The ranking and product outcomes visuals needed 3 qualities to be successful for Manolin's intended use case:
After brainstorming visualization approaches with the Manolin team, we landed on joyplots as our solution. These ridge-style distribution plots were perfect, they clearly show individual measurement distributions while making it easy to compare multiple products at a glance. Unlike box plots, which require viewers to interpret quartiles and outliers, joyplots let the data speak for itself through intuitive distribution shapes.
Example Joyploy (Measurement Name Removed)
These plots are able to tell a story of how different products can have outcomes with varying distributions. Products with taller peaks had more consistent results in these measurements while products with more spread out curves could produce wider ranges of outcomes. While this information alone should not be used for decision making, it was clear in establishing different outcomes for fish metrics based on the product.
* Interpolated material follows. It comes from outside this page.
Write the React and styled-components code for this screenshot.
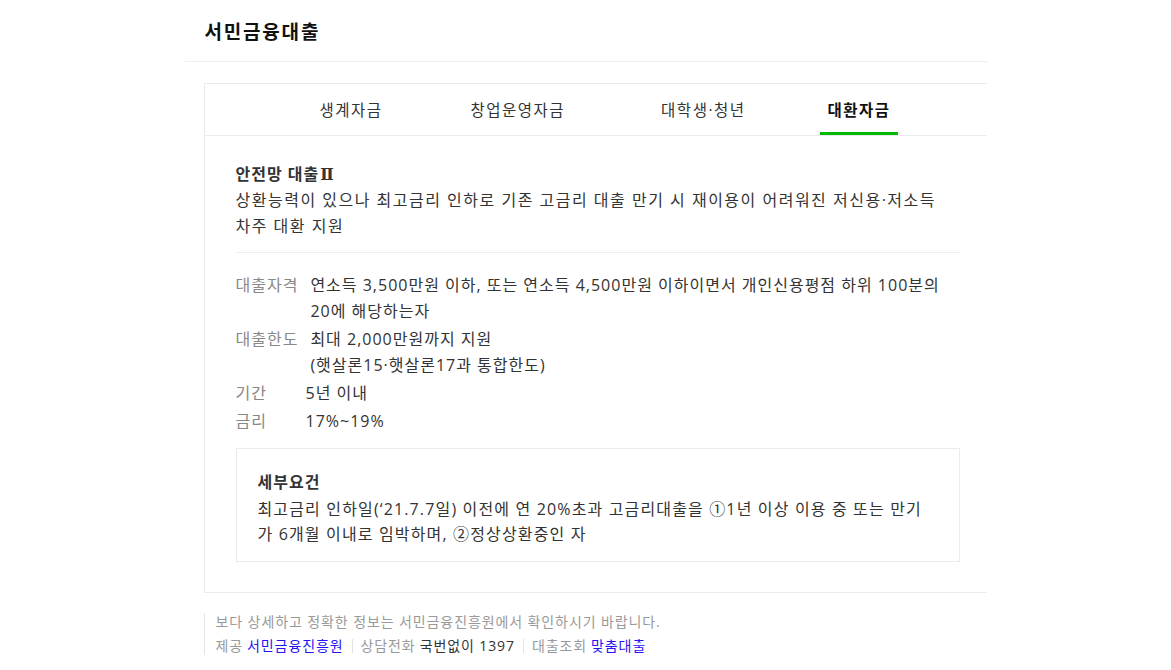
import styled, { createGlobalStyle } from 'styled-components'

const GlobalStyle = createGlobalStyle`
  body {
    margin: 0;
    background: #fff;
    font-family: "Open Sans", "Noto Sans CJK KR", sans-serif;
    color: #333;
  }
`

const Page = styled.div`
  width: 802px;
  margin: 0 auto;
`

const Header = styled.header`
  height: 61px;
  padding-left: 20px;
  display: flex;
  align-items: center;
  border-bottom: 1px solid #eee;
`

const Title = styled.h1`
  margin: 0;
  font-size: 19px;
  font-weight: 700;
  letter-spacing: 1.8px;
  color: #111;
`

const Card = styled.section`
  margin: 21px 0 0 19px;
  border: 1px solid #ebebeb;
  border-right: none;
`

const TabList = styled.ul`
  list-style: none;
  margin: 0;
  padding: 0 0 0 108px;
  display: flex;
  height: 51px;
  border-bottom: 1px solid #ebebeb;
`

const Tab = styled.li`
  margin-left: ${(props) => props.offset}px;
  padding: 0 7px;
  display: flex;
  align-items: center;
  font-size: 15.5px;
  letter-spacing: 1.5px;
  color: ${(props) => (props.active ? '#111' : '#333')};
  font-weight: ${(props) => (props.active ? 700 : 400)};
  box-shadow: ${(props) => (props.active ? 'inset 0 -3px 0 #00b900' : 'none')};
`

const Body = styled.div`
  padding: 26px 27px 30px 31px;
`

const Intro = styled.div`
  padding-bottom: 13px;
  border-bottom: 1px solid #eee;
`

const ProductName = styled.strong`
  display: block;
  font-size: 16px;
  line-height: 24px;
  letter-spacing: 1px;
  color: #333;
`

const Numeral = styled.span`
  font-family: "DejaVu Serif", serif;
  font-size: 16px;
  margin-left: 1px;
  letter-spacing: 0;
`

const Description = styled.p`
  margin: 0;
  padding-right: 15px;
  font-size: 16px;
  line-height: 26px;
  letter-spacing: 1.5px;
  color: #333;
`

const InfoList = styled.dl`
  margin: 19px 0 0;
`

const InfoRow = styled.div`
  display: flex;
  margin-bottom: 2px;
  font-size: 16px;
  line-height: 26px;
  letter-spacing: 1px;
`

const Label = styled.dt`
  flex-shrink: 0;
  box-sizing: border-box;
  min-width: 70px;
  padding-right: 12px;
  color: #888;
`

const Value = styled.dd`
  margin: 0;
  color: #333;
  flex: 1;
`

const Detail = styled.div`
  margin-top: 14px;
  border: 1px solid #ebebeb;
  padding: 20px 34px 14px 21px;
`

const DetailTitle = styled.strong`
  display: block;
  margin-bottom: 2px;
  font-size: 16px;
  line-height: 26px;
  letter-spacing: 1px;
  color: #333;
`

const DetailText = styled.p`
  margin: 0;
  font-size: 16px;
  line-height: 25px;
  letter-spacing: 1.15px;
  color: #333;
`

const Footer = styled.div`
  margin: 20px 0 0 19px;
  padding-left: 11px;
  border-left: 1px solid #e5e5e5;
  font-size: 14px;
  line-height: 18px;
  letter-spacing: 0.9px;
  color: #999;
`

const FooterLine = styled.p`
  margin: 0 0 6px;
  display: flex;
  align-items: center;
`

const Dark = styled.span`
  color: #333;
  margin-left: 4px;
`

const Blue = styled.a`
  color: #2414f0;
  text-decoration: none;
  margin-left: 4px;
`

const Divider = styled.span`
  display: inline-block;
  width: 1px;
  height: 14px;
  background: #e2e2e2;
  margin: 0 8px;
`

const tabs = [
  { name: '생계자금', offset: 0 },
  { name: '창업운영자금', offset: 74 },
  { name: '대학생·청년', offset: 82 },
  { name: '대환자금', offset: 68, active: true },
]

const infos = [
  {
    label: '대출자격',
    value: '연소득 3,500만원 이하, 또는 연소득 4,500만원 이하이면서 개인신용평점 하위 100분의 20에 해당하는자',
  },
  {
    label: '대출한도',
    value: (
      <>
        최대 2,000만원까지 지원
        <br />
        (햇살론15·햇살론17과 통합한도)
      </>
    ),
  },
  { label: '기간', value: '5년 이내' },
  { label: '금리', value: '17%~19%' },
]

function App() {
  return (
    <>
      <GlobalStyle />
      <Page>
        <Header>
          <Title>서민금융대출</Title>
        </Header>
        <Card>
          <TabList>
            {tabs.map((tab) => (
              <Tab key={tab.name} offset={tab.offset} active={tab.active}>
                {tab.name}
              </Tab>
            ))}
          </TabList>
          <Body>
            <Intro>
              <ProductName>
                안전망 대출<Numeral>Ⅱ</Numeral>
              </ProductName>
              <Description>
                상환능력이 있으나 최고금리 인하로 기존 고금리 대출 만기 시 재이용이 어려워진 저신용·저소득 차주 대환 지원
              </Description>
            </Intro>
            <InfoList>
              {infos.map((info) => (
                <InfoRow key={info.label}>
                  <Label>{info.label}</Label>
                  <Value>{info.value}</Value>
                </InfoRow>
              ))}
            </InfoList>
            <Detail>
              <DetailTitle>세부요건</DetailTitle>
              <DetailText>
                최고금리 인하일(‘21.7.7일) 이전에 연 20%초과 고금리대출을 ①1년 이상 이용 중 또는 만기가 6개월 이내로 임박하며, ②정상상환중인 자
              </DetailText>
            </Detail>
          </Body>
        </Card>
        <Footer>
          <FooterLine>보다 상세하고 정확한 정보는 서민금융진흥원에서 확인하시기 바랍니다.</FooterLine>
          <FooterLine>
            제공<Blue href="#">서민금융진흥원</Blue>
            <Divider />
            상담전화<Dark>국번없이 1397</Dark>
            <Divider />
            대출조회<Blue href="#">맞춤대출</Blue>
          </FooterLine>
        </Footer>
      </Page>
    </>
  )
}

export default App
The ranking algorithm, and visualization pipeline, came together in roughly 400 lines of Python code. The core function ingests percentile data and metric scores, then ranks products across five visible performance categories plus a sixth hidden metric: a weighted average that determines the final ranking order.
I designed the system to export ranking scores for flexible visualization, allowing the results to be integrated into dashboards, reports, or presentation tools beyond Python's ecosystem.
The visualization successfully communicates product performance differences through an intuitive color-coded bubble chart. Darker blue bubbles indicate higher performance scores, while lighter blue (turquoise) represents lower scores, creating an immediately readable performance map.
The project delivered three key tools for Manolin's analytics platform: a memory-efficient percentile calculation system using T-digest, a scalable product ranking algorithm, and automated joyplot generation functions.
Together, these components gives Manolin new tools to process and present aquaculture product performance.